Gossip is designed for efficient propagation of state. Messages that are sent
through gossip-push are batched and propagated with a minimum spanning tree to
the rest of the network. Any partial failures in the tree are actively repaired
with the gossip-pull protocol while minimizing the amount of data transfered
between any nodes.
## How this design solves the Challenges
1. Because there is no easy way for validators to be in sync with leaders on the
leader's "active" state, gossip allows for eventual delivery regardless of that
state.
2. Gossip will deliver the messages to all the subsequent leaders, so if the
current leader is flooded the next leader would have already received these
votes and is able to encode them.
3. Gossip minimizes the number of requests through the network by maintaining an
efficient spanning tree, and using bloom filters to repair state. So retransmit
back-off is not necessary and messages are batched.

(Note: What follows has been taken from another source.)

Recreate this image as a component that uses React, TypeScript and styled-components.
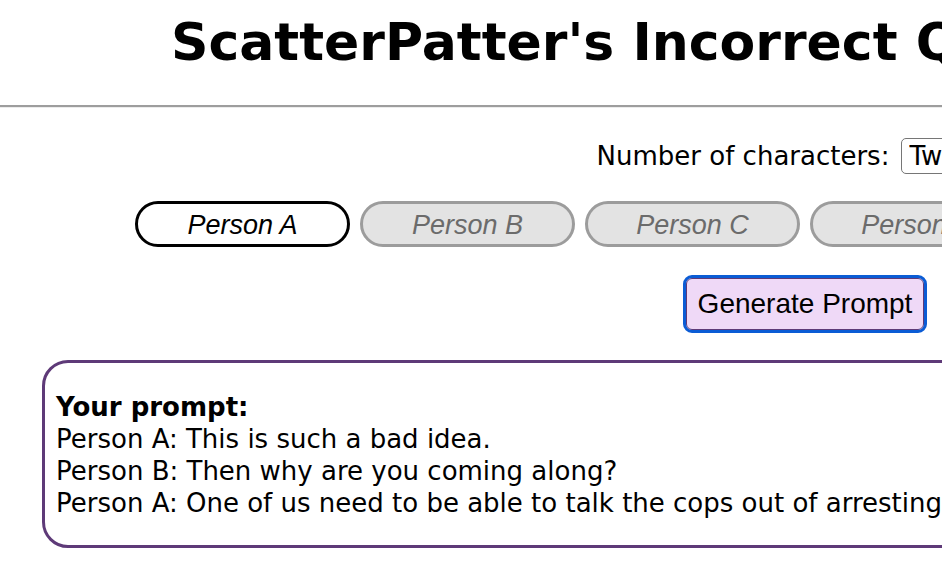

4. Leaders that read the crds table for votes will encode all the new valid
votes that appear in the table. Even if this leader's block is unrolled, the
next leader will try to add the same votes without any additional work done by
the validator. Thus ensuring not only eventual delivery, but eventual encoding
into the ledger.
## Performance
1. Worst case propagation time to the next leader is Log(N) hops with a base
depending on the fanout. With our current default fanout of 6, it is about 6
hops to 20k nodes.
2. The leader should receive 20k validation votes aggregated by gossip-push into
64kb blobs. Which would reduce the number of packets for 20k network to 80
blobs.
3. Each validators votes is replicated across the entire network. To maintain a
queue of 5 previous votes the Crds table would grow by 25 megabytes. `(20,000
nodes * 256 bytes * 5)`.
## Two step implementation rollout
Initially the network can perform reliably with just 1 vote transmitted and
maintained through the network with the current Vote implementation. For small
networks a fanout of 6 is sufficient. With small network the memory and push
overhead is minor.
### Sub 1k validator network
1. Crds just maintains the validators latest vote.
2. Votes are pushed and retransmitted regardless if they are appearing in the
ledger.
3. Fanout of 6.
* Worst case 256kb memory overhead per node.
* Worst case 4 hops to propagate to every node.
* Leader should receive the entire validator vote set in 4 push message blobs.
### Sub 20k network
Everything above plus the following:
1. CRDS table maintains a vector of 5 latest validator votes.
2. Votes encode a wallclock. CrdsValue::Votes is a type that recurses into the
transaction vector for all the gossip protocols.
3. Increase fanout to 20.
* Worst case 25mb memory overhead per node.
* Sub 4 hops worst case to deliver to the entire network.
* 80 blobs received by the leader for all the validator messages.